- _Excerpted records_:
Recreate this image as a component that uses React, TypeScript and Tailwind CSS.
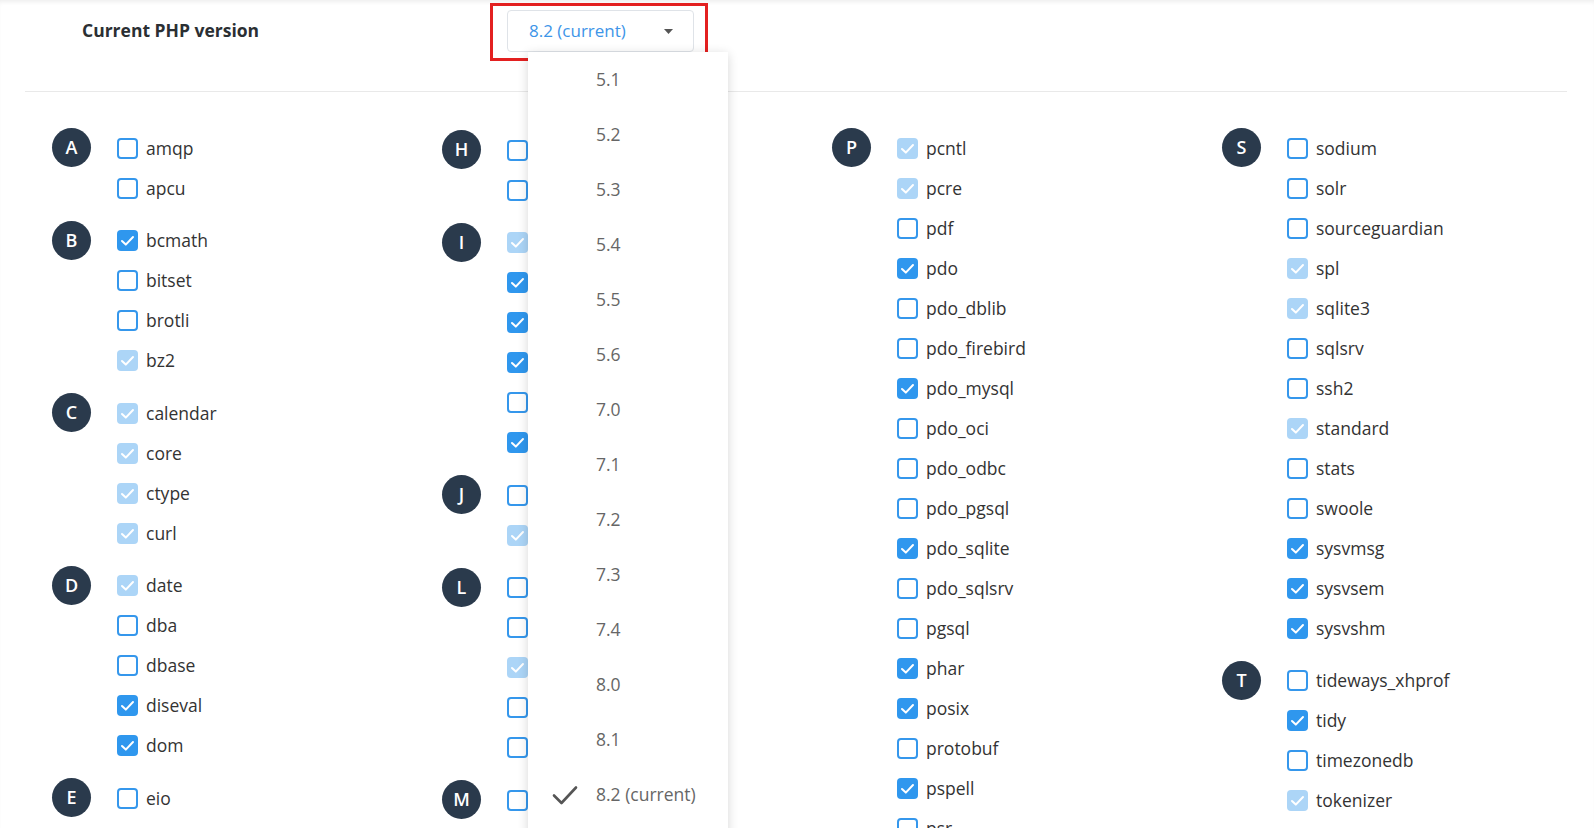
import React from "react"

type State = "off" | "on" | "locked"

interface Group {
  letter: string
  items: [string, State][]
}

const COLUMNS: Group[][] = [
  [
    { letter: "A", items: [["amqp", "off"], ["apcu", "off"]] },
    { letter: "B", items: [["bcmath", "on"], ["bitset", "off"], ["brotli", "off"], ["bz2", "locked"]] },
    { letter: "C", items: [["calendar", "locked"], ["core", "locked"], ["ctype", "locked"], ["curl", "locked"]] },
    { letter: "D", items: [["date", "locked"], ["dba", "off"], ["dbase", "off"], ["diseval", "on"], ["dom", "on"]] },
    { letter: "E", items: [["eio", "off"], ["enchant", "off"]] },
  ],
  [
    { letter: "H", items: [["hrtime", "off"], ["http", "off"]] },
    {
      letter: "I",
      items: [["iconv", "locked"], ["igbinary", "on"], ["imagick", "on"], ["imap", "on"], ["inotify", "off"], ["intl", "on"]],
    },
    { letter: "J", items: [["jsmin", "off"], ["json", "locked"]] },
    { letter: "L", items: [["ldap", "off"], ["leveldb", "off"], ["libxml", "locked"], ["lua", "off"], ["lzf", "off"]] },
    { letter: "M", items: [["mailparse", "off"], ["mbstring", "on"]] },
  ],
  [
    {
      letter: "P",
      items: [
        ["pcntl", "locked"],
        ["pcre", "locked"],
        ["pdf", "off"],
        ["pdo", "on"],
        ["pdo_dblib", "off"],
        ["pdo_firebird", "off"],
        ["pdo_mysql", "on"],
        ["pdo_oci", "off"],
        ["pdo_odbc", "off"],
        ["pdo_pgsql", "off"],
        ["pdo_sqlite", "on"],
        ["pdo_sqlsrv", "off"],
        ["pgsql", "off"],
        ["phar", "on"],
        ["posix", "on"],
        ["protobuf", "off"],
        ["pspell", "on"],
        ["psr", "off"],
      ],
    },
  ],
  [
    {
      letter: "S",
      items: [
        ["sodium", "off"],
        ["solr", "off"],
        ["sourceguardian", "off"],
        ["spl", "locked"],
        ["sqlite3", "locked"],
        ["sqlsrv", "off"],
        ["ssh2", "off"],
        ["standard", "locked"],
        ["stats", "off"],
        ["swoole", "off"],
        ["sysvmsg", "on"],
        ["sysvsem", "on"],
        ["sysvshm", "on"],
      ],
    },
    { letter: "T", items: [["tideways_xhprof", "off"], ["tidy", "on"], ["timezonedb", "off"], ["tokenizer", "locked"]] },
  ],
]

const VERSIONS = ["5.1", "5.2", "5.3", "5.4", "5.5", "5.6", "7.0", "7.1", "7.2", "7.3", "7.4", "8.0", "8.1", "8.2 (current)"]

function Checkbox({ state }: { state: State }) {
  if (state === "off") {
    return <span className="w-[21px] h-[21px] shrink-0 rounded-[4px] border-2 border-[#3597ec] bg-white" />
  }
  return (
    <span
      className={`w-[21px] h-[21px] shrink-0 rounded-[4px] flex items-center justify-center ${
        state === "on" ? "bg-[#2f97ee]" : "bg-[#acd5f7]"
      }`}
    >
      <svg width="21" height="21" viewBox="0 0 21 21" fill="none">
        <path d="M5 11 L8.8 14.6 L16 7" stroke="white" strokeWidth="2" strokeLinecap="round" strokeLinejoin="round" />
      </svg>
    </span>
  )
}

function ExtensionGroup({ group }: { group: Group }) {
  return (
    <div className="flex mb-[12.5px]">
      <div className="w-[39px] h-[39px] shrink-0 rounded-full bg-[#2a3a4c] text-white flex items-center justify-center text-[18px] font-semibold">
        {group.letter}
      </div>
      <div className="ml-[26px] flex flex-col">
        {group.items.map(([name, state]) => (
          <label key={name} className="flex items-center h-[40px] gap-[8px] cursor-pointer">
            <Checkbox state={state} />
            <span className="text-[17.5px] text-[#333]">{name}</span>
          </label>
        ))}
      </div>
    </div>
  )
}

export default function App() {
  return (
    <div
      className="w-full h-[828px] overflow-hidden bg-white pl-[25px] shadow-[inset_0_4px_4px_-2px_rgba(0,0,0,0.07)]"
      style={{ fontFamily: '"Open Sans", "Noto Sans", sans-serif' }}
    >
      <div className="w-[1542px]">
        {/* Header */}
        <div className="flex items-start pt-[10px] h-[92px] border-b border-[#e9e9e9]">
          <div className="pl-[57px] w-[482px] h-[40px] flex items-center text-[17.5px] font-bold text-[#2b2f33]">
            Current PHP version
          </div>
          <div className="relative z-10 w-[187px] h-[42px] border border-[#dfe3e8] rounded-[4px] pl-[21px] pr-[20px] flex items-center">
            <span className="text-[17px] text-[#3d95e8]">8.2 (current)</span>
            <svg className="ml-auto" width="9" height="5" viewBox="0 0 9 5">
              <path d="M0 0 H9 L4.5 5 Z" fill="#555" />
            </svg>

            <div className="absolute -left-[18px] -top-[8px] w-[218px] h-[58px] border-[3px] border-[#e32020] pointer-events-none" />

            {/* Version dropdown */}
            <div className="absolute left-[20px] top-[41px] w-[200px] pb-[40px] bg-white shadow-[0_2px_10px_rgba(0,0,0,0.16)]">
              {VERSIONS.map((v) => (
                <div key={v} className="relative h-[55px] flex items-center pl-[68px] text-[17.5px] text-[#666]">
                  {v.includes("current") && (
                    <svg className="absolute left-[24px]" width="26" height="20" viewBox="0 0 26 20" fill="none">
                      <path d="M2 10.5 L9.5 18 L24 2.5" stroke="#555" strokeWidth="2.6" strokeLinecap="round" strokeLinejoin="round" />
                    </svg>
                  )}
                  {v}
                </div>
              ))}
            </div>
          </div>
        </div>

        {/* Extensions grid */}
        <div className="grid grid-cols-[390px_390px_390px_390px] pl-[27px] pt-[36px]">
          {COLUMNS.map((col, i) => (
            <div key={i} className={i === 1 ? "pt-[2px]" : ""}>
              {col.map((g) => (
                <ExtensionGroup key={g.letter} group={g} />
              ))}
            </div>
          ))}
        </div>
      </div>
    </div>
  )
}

...

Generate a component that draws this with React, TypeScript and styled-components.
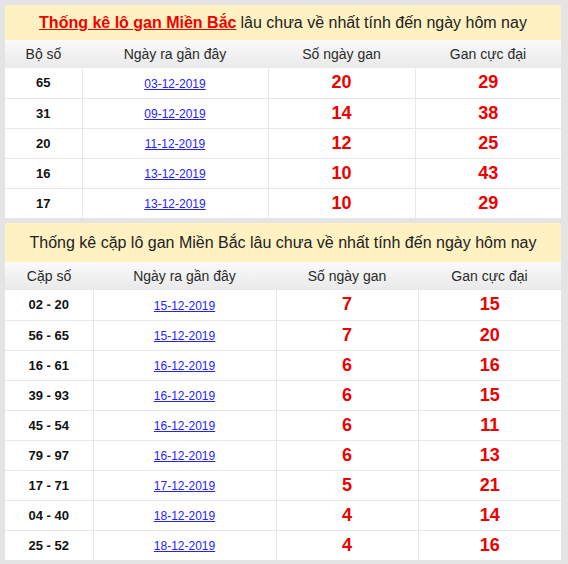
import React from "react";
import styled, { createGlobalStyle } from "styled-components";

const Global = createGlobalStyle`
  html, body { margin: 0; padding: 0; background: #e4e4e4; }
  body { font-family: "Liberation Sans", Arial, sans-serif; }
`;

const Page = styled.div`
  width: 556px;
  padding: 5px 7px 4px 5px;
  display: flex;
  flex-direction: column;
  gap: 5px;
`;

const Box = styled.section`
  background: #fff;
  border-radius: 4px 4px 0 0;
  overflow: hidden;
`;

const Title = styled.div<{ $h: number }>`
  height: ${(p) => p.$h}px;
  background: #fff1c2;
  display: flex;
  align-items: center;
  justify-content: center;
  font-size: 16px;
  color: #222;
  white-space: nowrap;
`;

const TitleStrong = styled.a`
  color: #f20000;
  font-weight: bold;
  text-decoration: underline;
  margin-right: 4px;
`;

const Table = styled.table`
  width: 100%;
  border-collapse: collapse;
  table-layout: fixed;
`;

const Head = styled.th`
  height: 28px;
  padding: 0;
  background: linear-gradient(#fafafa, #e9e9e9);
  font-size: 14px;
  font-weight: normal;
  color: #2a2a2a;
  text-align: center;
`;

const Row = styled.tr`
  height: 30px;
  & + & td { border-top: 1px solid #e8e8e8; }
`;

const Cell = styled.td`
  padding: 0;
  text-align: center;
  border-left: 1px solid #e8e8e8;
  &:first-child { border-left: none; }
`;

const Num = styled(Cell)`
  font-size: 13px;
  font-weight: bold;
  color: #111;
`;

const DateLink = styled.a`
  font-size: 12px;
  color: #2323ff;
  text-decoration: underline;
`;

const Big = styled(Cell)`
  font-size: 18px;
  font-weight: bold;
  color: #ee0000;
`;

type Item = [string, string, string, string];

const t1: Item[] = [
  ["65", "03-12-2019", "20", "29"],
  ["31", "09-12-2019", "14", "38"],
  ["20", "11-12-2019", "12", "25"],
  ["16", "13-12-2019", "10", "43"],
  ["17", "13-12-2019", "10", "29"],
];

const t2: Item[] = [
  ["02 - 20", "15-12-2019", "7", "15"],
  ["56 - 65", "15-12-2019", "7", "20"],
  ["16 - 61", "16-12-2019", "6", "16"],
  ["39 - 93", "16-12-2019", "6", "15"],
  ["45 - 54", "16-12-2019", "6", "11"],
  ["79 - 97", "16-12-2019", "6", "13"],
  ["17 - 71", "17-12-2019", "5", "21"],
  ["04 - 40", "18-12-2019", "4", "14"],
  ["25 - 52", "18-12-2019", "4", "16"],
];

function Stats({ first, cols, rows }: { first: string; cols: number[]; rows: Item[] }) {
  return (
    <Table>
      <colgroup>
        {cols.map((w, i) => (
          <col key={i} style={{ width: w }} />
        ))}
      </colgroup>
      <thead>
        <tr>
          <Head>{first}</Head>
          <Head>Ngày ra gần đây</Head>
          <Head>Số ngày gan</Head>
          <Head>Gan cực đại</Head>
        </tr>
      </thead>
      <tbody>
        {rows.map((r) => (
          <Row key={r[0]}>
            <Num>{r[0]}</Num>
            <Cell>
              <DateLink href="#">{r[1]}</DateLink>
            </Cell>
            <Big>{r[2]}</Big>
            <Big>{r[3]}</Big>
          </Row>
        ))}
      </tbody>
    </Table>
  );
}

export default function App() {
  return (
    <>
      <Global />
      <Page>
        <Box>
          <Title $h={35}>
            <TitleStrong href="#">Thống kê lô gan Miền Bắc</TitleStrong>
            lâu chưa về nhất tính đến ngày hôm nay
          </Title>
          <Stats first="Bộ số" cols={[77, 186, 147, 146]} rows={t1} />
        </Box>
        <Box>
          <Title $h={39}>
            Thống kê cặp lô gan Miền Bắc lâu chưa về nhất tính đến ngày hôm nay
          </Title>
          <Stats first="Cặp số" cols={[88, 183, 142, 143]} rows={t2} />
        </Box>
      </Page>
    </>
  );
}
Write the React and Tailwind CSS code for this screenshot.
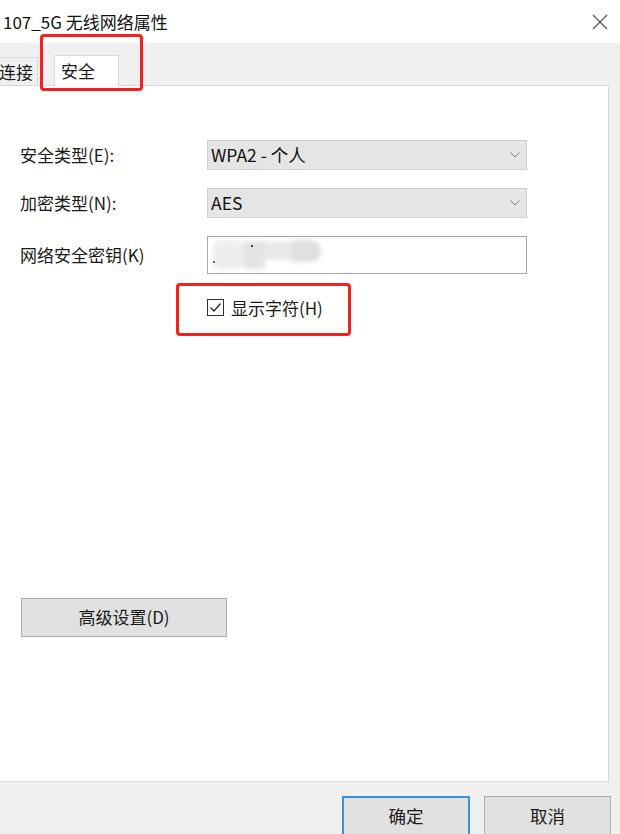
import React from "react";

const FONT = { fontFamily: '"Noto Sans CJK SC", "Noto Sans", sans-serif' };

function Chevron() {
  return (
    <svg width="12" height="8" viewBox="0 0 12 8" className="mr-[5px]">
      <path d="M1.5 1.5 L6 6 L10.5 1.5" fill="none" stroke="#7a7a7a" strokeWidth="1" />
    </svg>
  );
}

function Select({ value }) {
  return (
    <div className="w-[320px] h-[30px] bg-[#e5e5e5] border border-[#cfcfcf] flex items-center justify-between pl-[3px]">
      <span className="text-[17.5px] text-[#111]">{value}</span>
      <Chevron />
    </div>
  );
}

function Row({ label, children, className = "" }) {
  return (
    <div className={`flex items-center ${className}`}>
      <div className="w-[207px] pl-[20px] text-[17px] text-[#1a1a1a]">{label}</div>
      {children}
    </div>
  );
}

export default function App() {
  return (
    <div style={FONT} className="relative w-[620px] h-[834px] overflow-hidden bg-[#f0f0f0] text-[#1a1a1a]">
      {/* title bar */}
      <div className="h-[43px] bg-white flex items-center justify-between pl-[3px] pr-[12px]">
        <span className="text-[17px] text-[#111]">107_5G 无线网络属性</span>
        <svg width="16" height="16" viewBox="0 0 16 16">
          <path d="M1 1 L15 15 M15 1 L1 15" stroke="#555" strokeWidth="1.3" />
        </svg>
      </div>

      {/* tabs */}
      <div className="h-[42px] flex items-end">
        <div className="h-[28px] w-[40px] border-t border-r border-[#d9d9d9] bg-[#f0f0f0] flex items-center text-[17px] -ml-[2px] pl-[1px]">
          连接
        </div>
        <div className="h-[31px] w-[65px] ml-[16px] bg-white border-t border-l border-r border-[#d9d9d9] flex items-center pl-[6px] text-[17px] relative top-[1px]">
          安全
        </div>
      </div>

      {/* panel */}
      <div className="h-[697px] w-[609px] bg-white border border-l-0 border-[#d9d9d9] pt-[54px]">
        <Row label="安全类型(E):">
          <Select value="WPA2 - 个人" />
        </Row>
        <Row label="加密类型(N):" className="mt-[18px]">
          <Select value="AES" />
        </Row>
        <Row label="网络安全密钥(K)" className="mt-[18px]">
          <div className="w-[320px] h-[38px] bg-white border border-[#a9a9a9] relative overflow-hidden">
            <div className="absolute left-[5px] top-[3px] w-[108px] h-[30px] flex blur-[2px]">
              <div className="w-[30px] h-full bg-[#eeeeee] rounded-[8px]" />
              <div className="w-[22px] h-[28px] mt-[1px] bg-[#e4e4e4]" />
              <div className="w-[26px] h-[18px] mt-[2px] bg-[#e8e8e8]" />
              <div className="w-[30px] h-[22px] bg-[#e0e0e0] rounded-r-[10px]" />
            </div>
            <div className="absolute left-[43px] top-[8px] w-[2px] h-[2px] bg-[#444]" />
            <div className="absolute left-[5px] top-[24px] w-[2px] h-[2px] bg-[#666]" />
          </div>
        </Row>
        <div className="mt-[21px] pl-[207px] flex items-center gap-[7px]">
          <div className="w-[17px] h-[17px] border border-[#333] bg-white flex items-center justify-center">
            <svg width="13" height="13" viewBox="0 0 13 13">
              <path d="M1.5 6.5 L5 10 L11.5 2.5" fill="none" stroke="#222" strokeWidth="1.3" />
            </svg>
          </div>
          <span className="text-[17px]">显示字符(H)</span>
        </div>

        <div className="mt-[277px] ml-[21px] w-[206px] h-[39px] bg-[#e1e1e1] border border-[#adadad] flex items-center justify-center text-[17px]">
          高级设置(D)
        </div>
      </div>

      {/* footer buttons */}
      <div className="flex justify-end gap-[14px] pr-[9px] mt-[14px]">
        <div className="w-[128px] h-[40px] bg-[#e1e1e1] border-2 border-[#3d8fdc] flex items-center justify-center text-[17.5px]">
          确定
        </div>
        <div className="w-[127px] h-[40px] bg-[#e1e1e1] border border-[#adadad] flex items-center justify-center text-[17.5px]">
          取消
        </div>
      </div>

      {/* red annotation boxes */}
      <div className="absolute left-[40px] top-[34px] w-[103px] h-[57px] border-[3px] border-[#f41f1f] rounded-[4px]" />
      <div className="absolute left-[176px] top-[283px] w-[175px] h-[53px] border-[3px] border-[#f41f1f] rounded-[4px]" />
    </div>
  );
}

- _Objective_:
Exactly how many lines in the data above contain the word "React"? Respond with the number and nothing more.

- _Exercise solution_:
6